When I checked my email this morning, I saw an announcement for Amazon Elastic MapReduce. This is built on an open-source project called Hadoop, which I’ve been following off an on for the last couple of years. It recently made the New York Times, and there’s a nice picture of the relevant geeks on the front of the article.
Hadoop provides an implementation of a simple distributed computing algorithm called Map/Reduce. What Map/Reduce does is allow a user to split a computation job up into smaller units that can be distributed across a large number of servers to speed computation. Google pioneered the technique to build, well, Google. The Hadoop project also includes a distributed file system (allowing management of large quantities of data), and a distributed database system. The latter is similar to the Google’s BigTable system, which underlies most of Google’s applications, including (to my understanding) Google Health.

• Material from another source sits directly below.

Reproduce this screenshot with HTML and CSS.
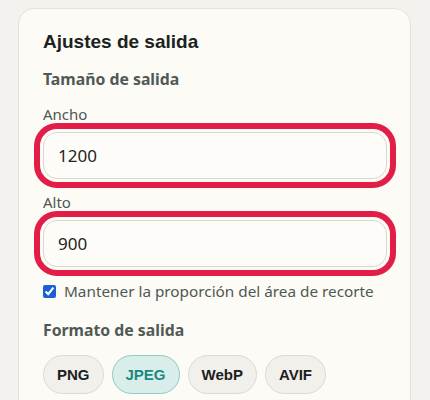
FILE: index.html
```html
<!DOCTYPE html>
<html lang="es">
<head>
<meta charset="utf-8">
<link rel="stylesheet" href="styles.css">
</head>
<body>
<section class="card">
  <h2 class="title">Ajustes de salida</h2>
  <h3 class="section-label">Tamaño de salida</h3>
  <label class="field-label" for="w">Ancho</label>
  <input class="field highlight" id="w" type="text" value="1200">
  <label class="field-label second" for="h">Alto</label>
  <input class="field highlight" id="h" type="text" value="900">
  <label class="check-row">
    <input type="checkbox" class="check" checked>
    <span>Mantener la proporción del área de recorte</span>
  </label>
  <h3 class="section-label format">Formato de salida</h3>
  <div class="formats">
    <button class="pill">PNG</button>
    <button class="pill active">JPEG</button>
    <button class="pill">WebP</button>
    <button class="pill">AVIF</button>
  </div>
</section>
</body>
</html>
```
FILE: styles.css
```css
html, body {
  margin: 0;
  padding: 0;
}
body {
  background: #f3f2ee;
  font-family: "Noto Sans", sans-serif;
  height: 400px;
  overflow: hidden;
}
.card {
  box-sizing: border-box;
  width: 393px;
  margin: 8px 0 0 18px;
  padding: 20px 24px 40px;
  background: #fcfbf6;
  border: 1px solid #e3e1da;
  border-radius: 16px;
  display: flex;
  flex-direction: column;
  align-items: flex-start;
}
.title {
  margin: 0;
  font-family: "Liberation Sans", Arial, sans-serif;
  font-size: 19px;
  line-height: 26px;
  font-weight: 700;
  color: #1b2320;
}
.section-label {
  margin: 14px 0 0;
  font-size: 15.8px;
  line-height: 20px;
  font-weight: 700;
  color: #505955;
}
.section-label.format {
  margin-top: 19px;
}
.field-label {
  margin-top: 15px;
  font-size: 15px;
  line-height: 20px;
  color: #4f5853;
}
.field-label.second {
  margin-top: 13px;
}
.field {
  box-sizing: border-box;
  width: 344px;
  height: 47px;
  margin-top: 8px;
  padding: 0 14px;
  border: 1px solid #d9d7d0;
  border-radius: 14px;
  background: #fdfcf8;
  font-family: "Noto Sans", sans-serif;
  font-size: 17px;
  color: #1e2421;
}
.highlight {
  outline: 6px solid #e11d48;
  outline-offset: 3px;
}
.check-row {
  margin-top: 14px;
  display: flex;
  align-items: center;
  gap: 8px;
  font-size: 15.3px;
  line-height: 20px;
  color: #4f5853;
}
.check {
  width: 13px;
  height: 13px;
  margin: 0;
  accent-color: #1a5fd4;
}
.formats {
  margin-top: 15px;
  display: flex;
  gap: 8px;
}
.pill {
  box-sizing: border-box;
  height: 39px;
  padding: 0 13px;
  border: 1px solid #dcdad3;
  border-radius: 999px;
  background: #f1f0eb;
  font-family: "Liberation Sans", Arial, sans-serif;
  font-size: 15px;
  font-weight: 700;
  color: #1a201d;
}
.pill.active {
  background: #d9eeea;
  border-color: #8ecbc3;
  color: #1a8a80;
}
```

What’s new today is ease of access. People have been running Hadoop on Amazon for a while, and Amazon has just taken some of the configuration hassles away, including integrating Hadoop into the AWS Console. That’s an interesting decision in and of itself, since Amazon hasn’t gotten around to implementing management for S3 (their storage product, the first cloud offering they made) or some of their other, more established, features. I think it means they’re signaling to third party developers that they’re trying hard not to stomp on external innovation.
In the informatics world, Hadoop means scale. Genetic analysis algorithms are susceptible to the Map/Reduce framework. So is number crunching for claims analysis and public health reporting, and data management for large personal health applications. Right now I’m working with a couple of very innovative projects as part of a Translational Informatics on the Cloud “palaver” organized by Professors Peter Tonellato and Dennis Wall at Harvard Medical School. Peter and Dennis, in particular, are doing some very interesting projects, and you can watch along on the weekly web casts. We haven’t talked about how their work would change with these algorithms and this infrastructure, but if the problems are amenable a lot of the purely logistical problems they’ve been grappling with will go away.
All of this blends into a larger theme – tools that put researchers and developers closer to solving a problem, with less time spent on plumbing. Hadoop was vaguely scary technology to get running, particularly for people whose primary interest isn’t infrastructure. Now it isn’t.